The ASIC in question was the work of SatixFy, an Israeli company whose space-grade chipsets are at the heart of MDA Space’s Aurora satellite platform – the basis on which every Lightspeed satellite is built. For years this dependency was handled at arm’s length. Losing that supplier in the middle of a program – or watching that supplier get bought by a competitor – would have been a program-ending situation, not just an inconvenience in terms of scheduling. Then in July 2025, MDA Space outright acquired SatixFy for approximately $280 million, bringing the chip’s design, engineering talent, testing infrastructure and development pipeline fully inside a Canadian-controlled entity. It was not a reactive move. It was a strategic one – made precisely because MDA and Telesat knew that whoever controls the silicon controls the schedule.

SatixFy chip. Credit: SatixFy

By March 2026, that decision was already paying dividends in terms of confidence, if not yet in hardware. Goldberg told investors that the first Lightspeed satellites were still on track to launch before the end of 2026, with a heavy launch cadence planned throughout 2027. The vertical integration of SatixFy into MDA’s Satellite Systems division meant that Telesat now had direct visibility into production timelines and qualification processes – the kind of visibility that is simply not available when a critical supplier sits outside your corporate structure. One tiny chip almost sank a billion-dollar program. Canada responded by ensuring that it would never be a stranger to that chip again.

From Commercial System to Strategic Infrastructure

The commercial story of Lightspeed is compelling enough all by itself. But in March 2026, it was revealed that Telesat and MDA Space were developing something bigger than a broadband constellation. Goldberg announced that 500 MHz of military Ka-band spectrum would be added to 156 satellites in the Lightspeed fleet. The cost, he said, would be modest – somewhere in the neighborhood of $25 million. The strategic impact, in his words, would be massive. Military Ka-band capacity has historically resided on geostationary satellites: the US Wideband Global Satcom system, the UK’s Skynet constellation, platforms developed for an era when latency was acceptable and the Arctic was a secondary theatre. That era is ending.
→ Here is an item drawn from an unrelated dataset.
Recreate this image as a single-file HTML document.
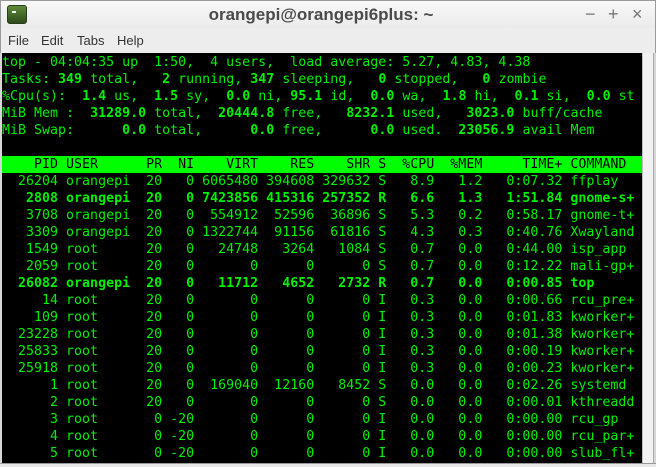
<!DOCTYPE html>
<html><head><style>
*{margin:0;padding:0;box-sizing:border-box}
body{width:656px;height:467px;overflow:hidden;background:#d6d6d6;font-family:"Liberation Sans",sans-serif;position:relative}
#title{position:absolute;left:0;top:0;width:656px;height:28px;background:linear-gradient(#f8f8f8,#ebebeb);border:1px solid #9a9a9a;border-bottom:none}
#title .t{position:absolute;left:0;right:14px;top:4px;text-align:center;font-weight:bold;font-size:17px;color:#4a4a4a}
#icon{position:absolute;left:6px;top:4px;width:20px;height:19px;border-radius:3px;background:linear-gradient(#5f8a3a,#2e4a1a);border:1px solid #2a3a1a}
#icon:after{content:"";position:absolute;left:4px;top:5px;width:4px;height:2px;background:#dfe}
.wb{position:absolute;top:3px;font-size:18px;color:#777}
#menu{position:absolute;left:0;top:28px;width:656px;height:25px;background:#ededed;border-left:1px solid #9a9a9a;border-right:1px solid #9a9a9a;font-size:13px;color:#333}
#menu span{position:absolute;top:5px}
#term{position:absolute;left:2px;top:53px;width:640px;height:410px;background:#000;overflow:hidden;font-family:"DejaVu Sans Mono","Liberation Mono",monospace;font-size:13.3px;line-height:17px;color:#00f000;white-space:pre;padding-top:1px}
#term b{font-weight:bold}
.hd{background:#00ff00;color:#000;display:block}
#sb{position:absolute;left:642px;top:53px;width:12px;height:410px;background:#f2f2f2;border-left:1px solid #bbb;border-right:1px solid #aaa}
#bot{position:absolute;left:0;top:463px;width:656px;height:4px;background:#e8e8e8;border-top:1px solid #999}
</style></head><body>
<div id="title"><div id="icon"></div><div class="t">orangepi@orangepi6plus: ~</div>
<span class="wb" style="left:584px">−</span><span class="wb" style="left:607px">+</span><span class="wb" style="left:631px">×</span></div>
<div id="menu"><span style="left:7px">File</span><span style="left:40px">Edit</span><span style="left:76px">Tabs</span><span style="left:116px">Help</span></div>
<div id="term">top - 04:04:35 up  1:50,  4 users,  load average: 5.27, 4.83, 4.38
Tasks: <b>349</b> total,   <b>2</b> running, <b>347</b> sleeping,   <b>0</b> stopped,   <b>0</b> zombie
%Cpu(s):  <b>1.4</b> us,  <b>1.5</b> sy,  <b>0.0</b> ni, <b>95.1</b> id,  <b>0.0</b> wa,  <b>1.8</b> hi,  <b>0.1</b> si,  <b>0.0</b> st
MiB Mem :  <b>31289.0</b> total,  <b>20444.8</b> free,   <b>8232.1</b> used,   <b>3023.0</b> buff/cache
MiB Swap:      <b>0.0</b> total,      <b>0.0</b> free,      <b>0.0</b> used.  <b>23056.9</b> avail Mem

<span class="hd">    PID USER      PR  NI    VIRT    RES    SHR S  %CPU  %MEM     TIME+ COMMAND    </span>  26204 orangepi  20   0 6065480 394608 329632 S   8.9   1.2   0:07.32 ffplay
<b>   2808 orangepi  20   0 7423856 415316 257352 R   6.6   1.3   1:51.84 gnome-s+</b>
   3708 orangepi  20   0  554912  52596  36896 S   5.3   0.2   0:58.17 gnome-t+
   3309 orangepi  20   0 1322744  91156  61816 S   4.3   0.3   0:40.76 Xwayland
   1549 root      20   0   24748   3264   1084 S   0.7   0.0   0:44.00 isp_app
   2059 root      20   0       0      0      0 S   0.7   0.0   0:12.22 mali-gp+
<b>  26082 orangepi  20   0   11712   4652   2732 R   0.7   0.0   0:00.85 top</b>
     14 root      20   0       0      0      0 I   0.3   0.0   0:00.66 rcu_pre+
    109 root      20   0       0      0      0 I   0.3   0.0   0:01.83 kworker+
  23228 root      20   0       0      0      0 I   0.3   0.0   0:01.38 kworker+
  25833 root      20   0       0      0      0 I   0.3   0.0   0:00.19 kworker+
  25918 root      20   0       0      0      0 I   0.3   0.0   0:00.23 kworker+
      1 root      20   0  169040  12160   8452 S   0.0   0.0   0:02.26 systemd
      2 root      20   0       0      0      0 S   0.0   0.0   0:00.01 kthreadd
      3 root       0 -20       0      0      0 I   0.0   0.0   0:00.00 rcu_gp
      4 root       0 -20       0      0      0 I   0.0   0.0   0:00.00 rcu_par+
      5 root       0 -20       0      0      0 I   0.0   0.0   0:00.00 slub_fl+</div>
<div id="sb"></div>
<div id="bot"></div>
</body></html>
Rendering of Telesat Lightspeed constellation. Credit: Telesat

This announcement did not come out of nowhere. In December 2025, Telesat and MDA Space had signed a strategic partnership agreement with the Canadian government under the Enhanced Satellite Communications Project – Polar known as ESCP-P. The program, led by Canada’s newly formed Defence Investment Agency, is designed to provide the Canadian Armed Forces with secure, multi-frequency satellite communications in Arctic environments – where there are no fiber cables, no cell towers and where the weather alone can end a mission. The funding envelope is more than five billion Canadian dollars. As of March 2026, the full contract remained under negotiation – a reminder that political commitment and signed funding are not necessarily the same thing, and that Telesat’s strategic position, however strong, still depends on a deal not yet closed. Goldberg was explicit about the ambition: Lightspeed’s polar coverage, low latency and distributed architecture would make this capability available not just to Canada, but to NATO and allied governments across the world. Canada was not developing a satellite system. It was making an argument for its own indispensability.
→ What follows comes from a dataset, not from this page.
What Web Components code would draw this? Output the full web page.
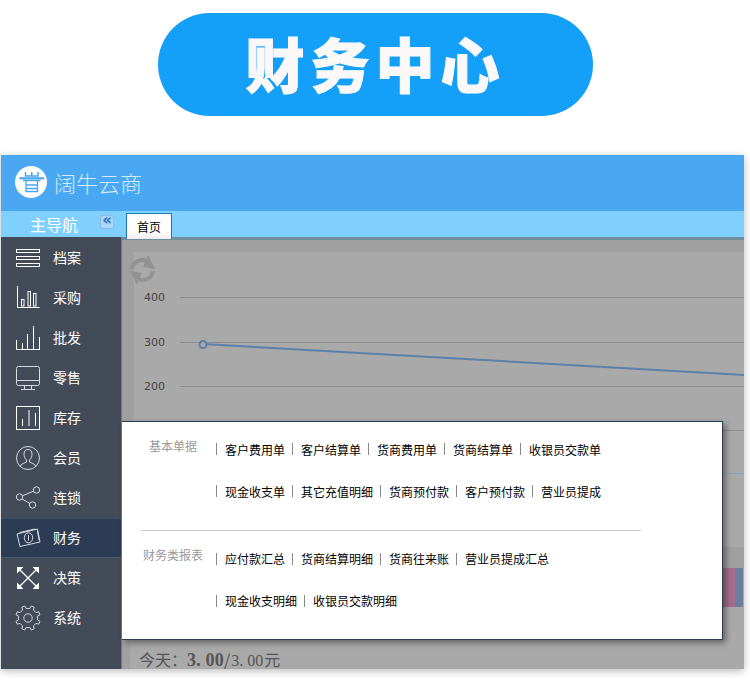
<!DOCTYPE html>
<html lang="zh">
<head>
<meta charset="UTF-8">
<title>财务中心</title>
<style>
  html, body { margin: 0; padding: 0; height: 688px; overflow: hidden; background: #fff; }
  body { font: 12px "Noto Sans CJK SC", "Liberation Sans", sans-serif; display: flex; flex-direction: column; }
</style>
</head>
<body>
<title-pill>财务中心</title-pill>
<app-window>
  <top-bar slot="top" name="阔牛云商"></top-bar>
  <nav-strip slot="nav" title-text="主导航" tab="首页"></nav-strip>
  <side-menu slot="side">
    <menu-item icon="lines">档案</menu-item>
    <menu-item icon="bars">采购</menu-item>
    <menu-item icon="ticks">批发</menu-item>
    <menu-item icon="monitor">零售</menu-item>
    <menu-item icon="box">库存</menu-item>
    <menu-item icon="user">会员</menu-item>
    <menu-item icon="share">连锁</menu-item>
    <menu-item icon="money" active>财务</menu-item>
    <menu-item icon="arrows">决策</menu-item>
    <menu-item icon="gear">系统</menu-item>
  </side-menu>
  <dash-board slot="main">
    <finance-popup slot="popup">
      <link-group label="基本单据">
        <link-row items="客户费用单,客户结算单,货商费用单,货商结算单,收银员交款单"></link-row>
        <link-row items="现金收支单,其它充值明细,货商预付款,客户预付款,营业员提成"></link-row>
      </link-group>
      <link-group label="财务类报表">
        <link-row items="应付款汇总,货商结算明细,货商往来账,营业员提成汇总"></link-row>
        <link-row items="现金收支明细,收银员交款明细"></link-row>
      </link-group>
    </finance-popup>
  </dash-board>
</app-window>

<script>
  // 8 tooth gear outline around 13,13
  function gearPath() {
    let d = '';
    for (let i = 0; i < 8; i++) {
      const a = i * Math.PI / 4 - Math.PI / 8;
      const pts = [[9.6, a - .2], [12.4, a - .13], [12.4, a + .13], [9.6, a + .2]];
      pts.forEach(([r, t], n) => {
        const x = (13 + r * Math.cos(t)).toFixed(2), y = (13 + r * Math.sin(t)).toFixed(2);
        d += (i === 0 && n === 0 ? 'M' : n === 0 ? 'A9.6 9.6 0 0 1 ' : 'L') + x + ' ' + y;
      });
    }
    return d + 'A9.6 9.6 0 0 1 ' + (13 + 9.6 * Math.cos(-Math.PI / 8 - .2)).toFixed(2) + ' ' + (13 + 9.6 * Math.sin(-Math.PI / 8 - .2)).toFixed(2) + 'Z';
  }

  const ICONS = {
    lines: '<rect x="1.5" y="4.5" width="23" height="3"/><rect x="1.5" y="11.5" width="23" height="3"/><rect x="1.5" y="18.5" width="23" height="3"/>',
    bars: '<path d="M2.5 1v21.500H24.500"/><rect x="6.500" y="14.500" width="2.500" height="6.500"/><rect x="13" y="6.500" width="2.500" height="14.500"/><rect x="18.500" y="8.500" width="2.500" height="12.500"/>',
    ticks: '<path d="M1.500 15v9.500H25M7.500 18v6.500M12.500 9v15.500M18.500 1v23.500M24.500 12v12.500"/>',
    monitor: '<rect x="1.500" y="1.500" width="23" height="19" rx="2"/><path d="M1.500 15.500h23M9.500 20.500v4M16.500 20.500v4M6 24.500h14"/>',
    box: '<rect x="1.500" y="1.500" width="23" height="23"/><path d="M7.500 14v7M14 5v16M20.500 8v13"/>',
    user: '<circle cx="13" cy="13" r="11.500"/><path d="M5 21.500c1-3 5-3.500 6.500-4.500v-2c-2-2-2.500-3.500-2.500-6 0-3 1.500-4.500 4-4.500s4 1.500 4 4.500c0 2.500-.5 4-2.500 6v2c1.500 1 5.500 1.500 6.500 4.500"/>',
    share: '<circle cx="4.500" cy="12" r="3.200"/><circle cx="21.500" cy="5" r="3.200"/><circle cx="17.500" cy="20" r="3.200"/><path d="M7.500 10.800 18.500 6.200M7 14 15 18.500"/>',
    money: '<path d="M2 9 22.500 4 25 17 5 21.500Z"/><path d="M4.500 7.500 20 4M22.500 6 24 15"/><ellipse cx="13.500" cy="12.800" rx="4.200" ry="5"/><path d="M13.500 10v5.500"/>',
    arrows: '<path d="M4 4 22 22M22 4 4 22" stroke-width="1.300"/><path fill="#fff" stroke="none" d="M2 2h6.500L2 8.500ZM24 2v6.500L17.500 2ZM2 24v-6.500L8.500 24ZM24 24h-6.500L24 17.500Z"/>',
    gear: '<path d="' + gearPath() + '"/><circle cx="13" cy="13" r="4.200"/>'
  };

  // small helper: every element gets an open shadow root with its own style + markup
  function define(tag, css, html) {
    customElements.define(tag, class extends HTMLElement {
      constructor() {
        super();
        this.attachShadow({mode: 'open'});
      }
      connectedCallback() {
        const body = typeof html === 'function' ? html(this) : html;
        this.shadowRoot.innerHTML = `<style>${css}</style>${body}`;
      }
    });
  }

  define('title-pill', `
    :host { display: flex; align-items: center; justify-content: center; flex: none;
      width: 435px; height: 103px; margin: 13px 0 0 158px; border-radius: 52px;
      background: #149ff8; color: #faf8f8; }
    span { font: 900 59px/1 "Noto Sans CJK SC", sans-serif; letter-spacing: 6px; position: relative; top: -2px; -webkit-text-stroke: 1px #faf8f8; }
  `, `<span><slot></slot></span>`);

  define('app-window', `
    :host { display: grid; flex: none; grid-template: 56px 26px 432px / 120px 623px;
      width: 743px; margin: 39px 0 0 1px; box-shadow: 0 2px 8px rgba(0,0,0,.28); }
  `, `<slot name="top"></slot><slot name="nav"></slot><slot name="side"></slot><slot name="main"></slot>`);

  define('top-bar', `
    :host { display: flex; align-items: center; grid-column: 1 / 3; background: #4aa8f2; padding-left: 14px; gap: 7px; height: 56px; }
    span { font: 300 22px/1 "Noto Sans CJK SC", sans-serif; color: #d5ebfb; position: relative; top: -1px; }
    svg { display: block; position: relative; top: -1px; }
  `, el => `
    <svg width="32" height="32" viewBox="0 0 32 32">
      <circle cx="16" cy="16" r="16" fill="#fff"/>
      <g fill="none" stroke="#4aa8f2">
        <path stroke-width="1.500" d="M10.500 6v4h12.500V6M16.700 6v4"/>
        <path stroke-width="2.200" d="M4.500 12.300h24.500"/>
        <path stroke-width="1.300" d="M8 14.500h17.500M11 15v10.500h11.500V15M11 19h11.500M11 22.500h11.500"/>
      </g>
    </svg>
    <span>${el.getAttribute('name')}</span>`);

  define('nav-strip', `
    :host { display: flex; grid-column: 1 / 3; background: #80d0fe; height: 26px; position: relative; z-index: 2; }
    .head { display: flex; align-items: center; width: 125px; flex: none; }
    .name { width: 99px; text-align: center; color: #fff; font-size: 16px; line-height: 26px; padding-left: 7px; box-sizing: border-box; }
    .fold { width: 14px; height: 14px; box-sizing: border-box; border: 1px solid #8fb8e4; border-radius: 3px; background: #a9d8fb; color: #2f6fc0;
      font: 700 15px/9px "DejaVu Sans", sans-serif; text-align: center; margin-top: -4px; }
    .tab { width: 46px; height: 26px; margin-top: 2px; box-sizing: border-box; border: 1px solid #1f7aa6; border-bottom: 0; background: linear-gradient(#fff 70%, #eee);
      color: #000; text-align: center; font-size: 12px; line-height: 25px; }
  `, el => `
    <div class="head"><div class="name">${el.getAttribute('title-text')}</div><div class="fold">«</div></div>
    <div class="tab">${el.getAttribute('tab')}</div>`);

  define('side-menu', `
    :host { display: flex; flex-direction: column; background: #434a58; padding-top: 1px; }
  `, `<slot></slot>`);

  define('menu-item', `
    :host { display: flex; align-items: center; height: 40px; padding-left: 14px; gap: 12px; color: #fff; font-size: 14px; box-sizing: border-box; }
    :host([active]) { background: #2c3c54; border-top: 1px solid #3a4f68; border-bottom: 1px solid #4c5a6e; }
    span { position: relative; top: -1px; }
    svg { display: block; fill: none; stroke: #fff; stroke-width: 1; flex: none; }
    :host([icon="money"]) svg, :host([icon="gear"]) svg, :host([icon="user"]) svg, :host([icon="monitor"]) svg, :host([icon="share"]) svg { stroke: #d8dade; }
  `, el => `<svg width="26" height="26" viewBox="0 0 26 26">${ICONS[el.getAttribute('icon')]}</svg><span><slot></slot></span>`);

  define('dash-board', `
    :host { display: flex; flex-direction: column; position: relative; background: #a9a9a9; border-left: 1px solid #5a7f92; min-width: 0; height: 432px; box-sizing: border-box; }
    .rule { height: 3px; flex: none; background: #6f8f9f; }
    .chart { height: 307px; flex: none; background: #9f9f9f; padding: 12px 0 0 12px; box-sizing: border-box; }
    .panel { height: 295px; background: #a9a9a9; position: relative; }
    svg { display: block; position: absolute; left: -12px; top: 0; }
    text { font: 11px "DejaVu Sans", sans-serif; fill: #444; }
    .band { height: 21px; flex: none; background: #9f9f9f; }
    .legend { height: 39px; flex: none; display: flex; justify-content: flex-end; }
    .legend i { display: block; }
    .legend i:nth-child(1) { width: 13px; background: #a36f8c; }
    .legend i:nth-child(2) { width: 8px; background: #6d7e9b; }
    .legend i:nth-child(3) { width: 1px; background: #8fb0e0; }
    .stats { flex: none; height: 29px; box-sizing: border-box; margin-top: 33px; padding: 9px 0 0 9px; color: #555; font-size: 16px; line-height: 20px; white-space: nowrap; border-left: 8px solid #9f9f9f; }
    .stats b { font: 700 18px/20px "Liberation Serif", serif; letter-spacing: .2px; }
    .stats em { font: 16px/20px "Liberation Serif", serif; font-style: normal; margin: 0 1px 0 1px; }
  `, `
    <div class="rule"></div>
    <div class="chart"><div class="panel">
      <svg width="622" height="295" viewBox="0 0 622 295">
        <g stroke="#8c8c8c" fill="none">
          <path d="M58 45.500H622M58 90.500H622M58 134.500H622M58 178.500H622"/>
        </g>
        <path d="M58 221.500H622" stroke="#8ea0b4"/>
        <path d="M81 92 622 123" stroke="#5d80a8" stroke-width="2" fill="none"/>
        <circle cx="81" cy="92.500" r="3.500" fill="#a9a9a9" stroke="#5d80a8" stroke-width="2"/>
        <text x="22" y="49">400</text><text x="22" y="94">300</text><text x="22" y="138">200</text>
        <g fill="none" stroke="#929292" stroke-width="4">
          <path d="M10 17a10.500 10.500 0 0 1 15-8"/><path d="M31 19a10.500 10.500 0 0 1-15 8"/>
        </g>
        <path fill="#929292" d="M26 3 33 17 21 15ZM15 33 8 19 20 21Z"/>
      </svg>
    </div></div>
    <div class="band"></div>
    <div class="legend"><i></i><i></i><i></i></div>
    <div class="stats">今天：<b>3. 00</b>/<em>3. 00</em>元</div>
    <slot name="popup"></slot>
  `);

  define('finance-popup', `
    :host { position: absolute; left: 0; top: 184px; width: 601px; height: 219px; box-sizing: border-box;
      background: #fff; border: 1px solid #2b3a55; border-left: 0; box-shadow: 3px 3px 6px rgba(0,0,0,.4);
      display: flex; flex-direction: column; }
    ::slotted(link-group:first-child) { border-bottom: 1px solid #ccc; }
  `, `<slot></slot>`);

  define('link-group', `
    :host { display: grid; grid-template-columns: 94px 1fr; width: 500px; margin-left: 19px; box-sizing: border-box; padding: 6px 0 8px; height: 109px; }
    :host(:last-child) { padding-top: 7px; }
    .label { color: #999; font-size: 12px; line-height: 34px; text-align: center; width: 64px; white-space: nowrap; margin-top: 1px; }
    :host(:last-child) .label { margin-top: 0; }
    .rows { display: flex; flex-direction: column; margin-left: -19px; }
    ::slotted(link-row) { width: 520px; }
  `, el => `<div class="label">${el.getAttribute('label')}</div><div class="rows"><slot></slot></div>`);

  define('link-row', `
    :host { display: flex; align-items: center; height: 42px; flex: none; color: #000; font-size: 12px; white-space: nowrap; }
    span { display: flex; align-items: center; }
    span::before { content: ""; width: 1px; height: 12px; background: #888; margin-right: 8px; }
    span + span { margin-left: 7px; }
  `, el => el.getAttribute('items').split(',').map(t => `<span>${t}</span>`).join(''));
</script>
</body>
</html>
Competition, Execution, and the Sovereignty Question

The market that Lightspeed is entering was not waiting for it. OneWeb, operating under the Eutelsat umbrella with UK government backing, has already made a serious play in government, maritime and aviation connectivity – the exact customer segments Telesat is targeting. Amazon’s LEO constellation, which completed its first major production satellite launches in 2025, was moving fast with the full weight of Amazon Web Services cloud infrastructure behind it, and manufacturing scale that few can match. Both competitors bring with them financial firepower and operational momentum. Both will be further along by the time that Lightspeed is in service in early 2028.
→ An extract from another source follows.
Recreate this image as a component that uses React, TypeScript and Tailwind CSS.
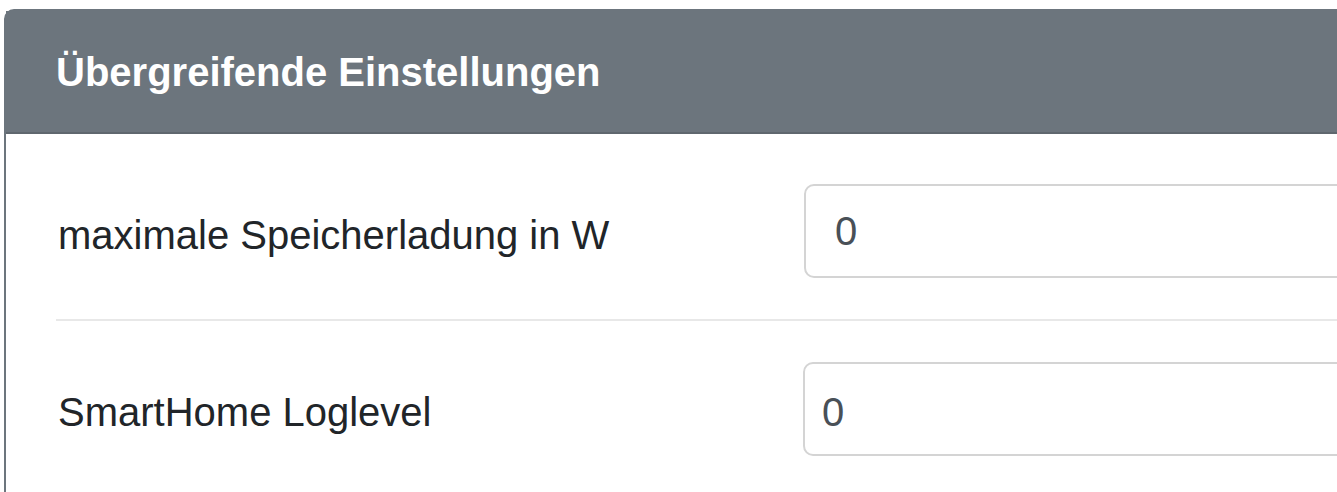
export default function App() {
  return (
    <div className="h-[492px] w-[1337px] overflow-hidden bg-white pl-[4px] pt-[9px] font-['Liberation_Sans',Arial,sans-serif]">
      <div className="w-[1420px] rounded-t-[10px] border-[2.5px] border-[#6c757d]">
        <div className="border-b-[2.5px] border-[#5f676e] bg-[#6c757d] px-[50px] pb-[30px] pt-[31px] text-[40px] font-bold leading-[60px] text-white">
          Übergreifende Einstellungen
        </div>
        <div className="p-[50px] pr-0 text-[40px] text-[#212529]">
          <div className="flex items-center">
            <label className="w-[748px] shrink-0 pl-[2px] pt-[8px]">maximale Speicherladung in W</label>
            <input
              readOnly
              value="0"
              className="h-[94px] flex-1 rounded-[10px] border-[2.5px] border-[#d4d4d4] bg-white pl-[29px] text-[40px] text-[#495057] outline-none"
            />
          </div>
          <hr className="my-[41px] border-t-[2.5px] border-[#e8e8e8]" />
          <div className="flex items-center">
            <label className="w-[747px] shrink-0 pl-[2px] pt-[6px]">SmartHome Loglevel</label>
            <input
              readOnly
              value="0"
              className="h-[94px] flex-1 rounded-[10px] border-[2.5px] border-[#d4d4d4] bg-white pl-[17px] pt-[6px] text-[40px] text-[#495057] outline-none"
            />
          </div>
        </div>
      </div>
    </div>
  );
}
But Goldberg’s argument – implicit in everything Telesat communicated in March 2026 – is that this race is not won based purely on deployment speed or raw capacity. Governments in 2026 are asking different questions than they were five years ago. They want to know who built the satellites, who designed the chips, who holds the encryption keys and who answers to which government when things go wrong. With SatixFy integrated into MDA Space, with the ESCP-P partnership signed and with military Ka-band spectrum woven into the constellation’s architecture, Telesat can offer something that OneWeb and Kuiper structurally can’t: a system built inside Canada’s industrial and security framework, accountable to Canadian law, and aligned with Canadian and allied defence priorities. Allied governments are watching closely – and for many of them, the question is not just whether Lightspeed works, but whether Canada can prove that sovereign industrial policy actually delivers. The delay to 2028 is real. The launch cadence through 2027 will be the test. But the sovereignty argument – that’s already in orbit.